Ever since the creation of the world,
his invisible attributes of eternal power and divinity
have been able to be understood and perceived in what he has made.
As a result, they have no excuse;
for although they knew God
they did not accord him glory as God or give him thanks.
Instead, they became vain in their reasoning,
and their senseless minds were darkened.
While claiming to be wise, they became fools
and exchanged the glory of the immortal God
for the likeness of an image of mortal man
or of birds or of four-legged animals or of snakes.

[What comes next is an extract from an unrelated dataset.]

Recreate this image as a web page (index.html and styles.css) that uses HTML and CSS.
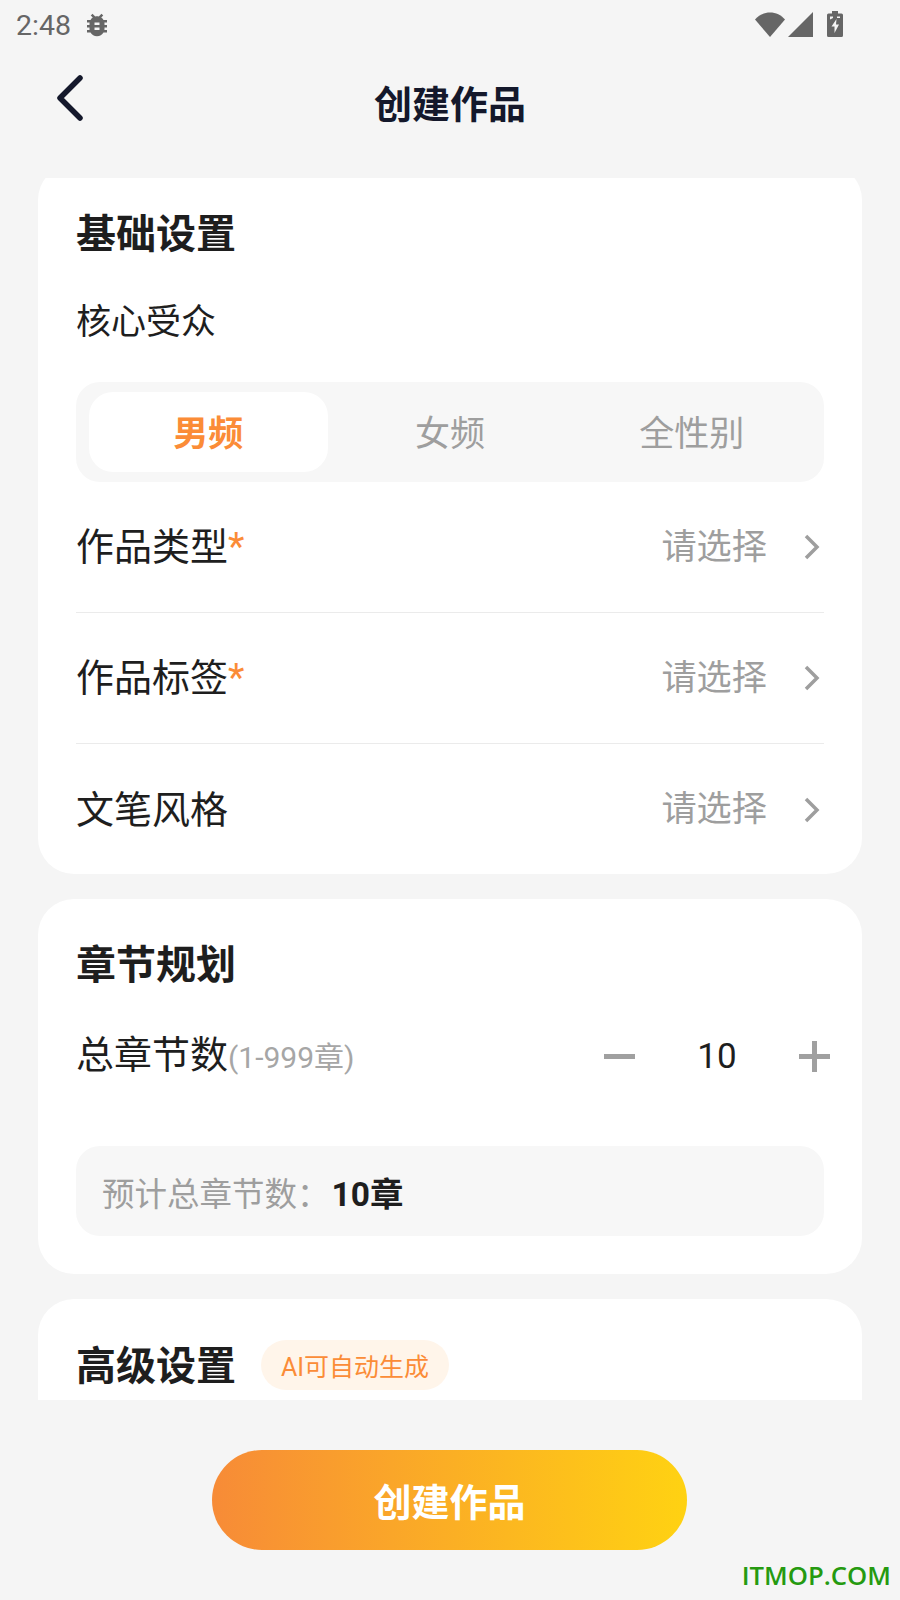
FILE: index.html
```html
<!DOCTYPE html>
<html lang="zh-CN">
<head>
    <meta charset="UTF-8">
    <meta name="viewport" content="width=device-width, initial-scale=1.0">
    <title>创建作品</title>
    <link rel="stylesheet" href="styles.css">
</head>
<body>
<div class="screen">
    <div class="status-bar">
        <div class="status-left">
            <span class="status-time">2:48</span>
            <svg class="icon-bug" viewBox="0 0 24 24"><path d="M20 8h-2.8c-.45-.78-1.07-1.45-1.82-1.96L17 4.41 15.59 3l-2.17 2.17C12.96 5.06 12.49 5 12 5s-.96.06-1.41.17L8.41 3 7 4.41l1.62 1.63C7.88 6.55 7.26 7.22 6.81 8H4v2h2.09c-.05.33-.09.66-.09 1v1H4v2h2v1c0 .34.04.67.09 1H4v2h2.81c1.04 1.79 2.97 3 5.19 3s4.15-1.21 5.19-3H20v-2h-2.09c.05-.33.09-.66.09-1v-1h2v-2h-2v-1c0-.34-.04-.67-.09-1H20V8zm-6 8h-4v-2h4v2zm0-4h-4v-2h4v2z"/></svg>
        </div>
        <div class="status-right">
            <svg class="icon-wifi" viewBox="0 0 30 25"><path d="M15 25 0 7.500C4 3 9 .5 15 .5S26 3 30 7.500z"/></svg>
            <svg class="icon-signal" viewBox="0 0 25 25"><path d="M25 0v25H0z"/></svg>
            <svg class="icon-battery" viewBox="0 0 16 26"><path fill-rule="evenodd" d="M5 0h6v2.500h3.500a1.500 1.500 0 0 1 1.500 1.500v20.500a1.500 1.500 0 0 1-1.500 1.500h-13a1.500 1.500 0 0 1-1.500-1.500v-20.500a1.500 1.500 0 0 1 1.500-1.500h3.500z M9.500 8 4.500 15.500h3v6.500l4.500-8.500h-3z M3 5.500v3l3-1.500v-1.500z M10 5.500v1.500h3v3.500v-5z"/></svg>
        </div>
    </div>

    <header class="top-bar">
        <svg class="icon-back" viewBox="0 0 30 46"><path d="M25 3 5 23l20 20"/></svg>
        <h1 class="page-title">创建作品</h1>
    </header>

    <main class="scroll-area">
        <section class="card card-first">
            <h2 class="card-title">基础设置</h2>
            <div class="field-label">核心受众</div>
            <div class="segment">
                <div class="segment-item selected">男频</div>
                <div class="segment-item">女频</div>
                <div class="segment-item">全性别</div>
            </div>
            <div class="select-row">
                <span class="row-label">作品类型<em class="required">*</em></span>
                <span class="row-value">请选择</span>
                <svg class="icon-chevron" viewBox="0 0 20 28"><path d="M4 3l11 11L4 25"/></svg>
            </div>
            <div class="select-row">
                <span class="row-label">作品标签<em class="required">*</em></span>
                <span class="row-value">请选择</span>
                <svg class="icon-chevron" viewBox="0 0 20 28"><path d="M4 3l11 11L4 25"/></svg>
            </div>
            <div class="select-row">
                <span class="row-label">文笔风格</span>
                <span class="row-value">请选择</span>
                <svg class="icon-chevron" viewBox="0 0 20 28"><path d="M4 3l11 11L4 25"/></svg>
            </div>
        </section>

        <section class="card card-chapters">
            <h2 class="card-title">章节规划</h2>
            <div class="stepper-row">
                <span class="row-label">总章节数<small class="range-hint">(1-999章)</small></span>
                <div class="stepper">
                    <span class="step-btn step-minus"></span>
                    <span class="step-value">10</span>
                    <span class="step-btn step-plus"></span>
                </div>
            </div>
            <div class="summary-box">预计总章节数：<strong>10章</strong></div>
        </section>

        <section class="card card-advanced">
            <div class="title-line">
                <h2 class="card-title">高级设置</h2>
                <span class="ai-badge">AI可自动生成</span>
            </div>
        </section>
    </main>

    <footer class="bottom-bar">
        <button type="button" class="create-btn">创建作品</button>
    </footer>

    <div class="watermark">ITMOP.COM</div>
</div>
</body>
</html>
```

FILE: styles.css
```css
* {
    box-sizing: border-box;
}
body {
    margin: 0;
    background: #f5f5f5;
    font-family: Roboto, "Noto Sans CJK SC", sans-serif;
    color: #1e1e1e;
}
.screen {
    position: relative;
    width: 900px;
    height: 1600px;
    overflow: hidden;
    background: #f5f5f5;
}

/* status bar */
.status-bar {
    height: 50px;
    padding: 0 16px;
    display: flex;
    justify-content: space-between;
    align-items: center;
}
.status-left {
    display: flex;
    align-items: center;
    gap: 11px;
}
.status-time {
    font-size: 28.5px;
    color: #666;
}
.icon-bug {
    width: 30px;
    height: 30px;
    fill: #666;
}
.status-right {
    display: flex;
    align-items: center;
    margin-right: 41px;
    padding-bottom: 2px;
}
.status-right svg {
    fill: #666;
}
.icon-wifi {
    width: 30px;
    height: 25px;
}
.icon-signal {
    width: 25px;
    height: 25px;
    margin-left: 3px;
}
.icon-battery {
    width: 16px;
    height: 26px;
    margin-left: 14px;
}

/* header */
.top-bar {
    position: relative;
    height: 128px;
    padding-bottom: 26px;
    display: flex;
    align-items: center;
    justify-content: center;
}
.icon-back {
    position: absolute;
    left: 55px;
    top: 25px;
    width: 30px;
    height: 46px;
    fill: none;
    stroke: #14182b;
    stroke-width: 5.5;
    stroke-linecap: round;
    stroke-linejoin: round;
}
.page-title {
    margin: 0;
    font-size: 38px;
    font-weight: 700;
    color: #14182b;
}

/* cards */
.scroll-area {
    height: 1222px;
    padding: 0 38px;
    overflow: hidden;
}
.card {
    background: #fff;
    border-radius: 36px;
    padding: 0 38px;
    margin-bottom: 25px;
}
.card-first {
    margin-top: -14px;
    height: 710px;
    padding-top: 43px;
}
.card-chapters {
    height: 375px;
    padding-top: 39px;
}
.card-advanced {
    height: 200px;
    padding-top: 40px;
}
.card-title {
    margin: 0;
    font-size: 40px;
    line-height: 56px;
    font-weight: 700;
    color: #1e1e1e;
}
.field-label {
    margin-top: 32px;
    font-size: 35px;
    line-height: 56px;
}

/* audience switch */
.segment {
    margin-top: 31px;
    height: 100px;
    padding: 10px 13px;
    display: grid;
    grid-template-columns: repeat(3, 1fr);
    gap: 3px;
    background: #f7f7f7;
    border-radius: 24px;
}
.segment-item {
    display: flex;
    align-items: center;
    justify-content: center;
    padding-bottom: 3px;
    font-size: 35px;
    color: #9e9e9e;
    border-radius: 24px;
}
.segment-item.selected {
    background: #fff;
    color: #fb8c37;
    font-weight: 700;
}

/* select rows */
.select-row {
    height: 131px;
    display: flex;
    align-items: center;
    border-bottom: 1px solid #ebebeb;
}
.select-row:last-child {
    border-bottom: none;
}
.row-label {
    flex: 1;
    font-size: 38px;
    line-height: 52px;
}
.required {
    font-style: normal;
    color: #fb8c37;
}
.row-value {
    font-size: 35.2px;
    color: #9e9e9e;
    position: relative;
    top: -4px;
}
.icon-chevron {
    width: 20px;
    height: 28px;
    margin-left: 35px;
    margin-right: 2px;
    fill: none;
    stroke: #9e9e9e;
    stroke-width: 3.5;
}

/* chapter stepper */
.stepper-row {
    margin-top: 28px;
    height: 68px;
    display: flex;
    align-items: center;
}
.range-hint {
    font-size: 30px;
    color: #a6a6a6;
}
.stepper {
    display: flex;
    align-items: center;
    margin-right: -6px;
}
.step-btn {
    position: relative;
    width: 31px;
    height: 31px;
}
.step-btn::before,
.step-plus::after {
    content: "";
    position: absolute;
    background: #a0a0a0;
}
.step-btn::before {
    left: 0;
    right: 0;
    top: 13px;
    height: 5px;
}
.step-plus::after {
    top: 0;
    bottom: 0;
    left: 13px;
    width: 5px;
}
.step-value {
    width: 164px;
    text-align: center;
    font-size: 35px;
}
.summary-box {
    margin-top: 56px;
    height: 90px;
    padding: 0 26px;
    display: flex;
    align-items: center;
    background: #f7f7f7;
    border-radius: 24px;
    font-size: 32.5px;
    color: #9e9e9e;
}
.summary-box strong {
    margin-left: 2px;
    font-size: 33.5px;
    color: #1e1e1e;
}

/* advanced */
.title-line {
    display: flex;
    align-items: center;
    gap: 25px;
}
.ai-badge {
    height: 50px;
    margin-top: -4px;
    padding: 0 20px;
    display: flex;
    align-items: center;
    background: #fff5ea;
    border-radius: 25px;
    font-size: 25px;
    color: #fb8c37;
}

/* bottom button */
.bottom-bar {
    padding-top: 50px;
    padding-right: 1px;
    display: flex;
    justify-content: center;
}
.create-btn {
    width: 475px;
    height: 100px;
    border: none;
    border-radius: 50px;
    background: linear-gradient(90deg, #f78b37, #ffd212);
    font-family: inherit;
    font-size: 38px;
    font-weight: 700;
    color: #fff;
    padding-bottom: 2px;
}
.watermark {
    position: absolute;
    right: 9px;
    bottom: 7px;
    font-family: "Open Sans", sans-serif;
    font-size: 25.7px;
    font-weight: 600;
    color: #259a10;
}
```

Therefore, God handed them over to impurity
through the lusts of their hearts
for the mutual degradation of their bodies.
They exchanged the truth of God for a lie
and revered and worshiped the creature rather than the creator,
who is blessed forever. Amen.

Responsorial Psalm
PS 19:2-3, 4-5

R. (2a) The heavens proclaim the glory of God.
The heavens declare the glory of God,
and the firmament proclaims his handiwork.
Day pours out the word to day,
and night to night imparts knowledge.
R. The heavens proclaim the glory of God.
Not a word nor a discourse
whose voice is not heard;
Through all the earth their voice resounds,
and to the ends of the world, their message.
R. The heavens proclaim the glory of God.

Gospel
LK 11:37-41

After Jesus had spoken,
a Pharisee invited him to dine at his home.
He entered and reclined at table to eat.
The Pharisee was amazed to see
that he did not observe the prescribed washing before the meal.
The Lord said to him, “Oh you Pharisees!
Although you cleanse the outside of the cup and the dish,
inside you are filled with plunder and evil.
You fools!
Did not the maker of the outside also make the inside?
But as to what is within, give alms,
and behold, everything will be clean for you.”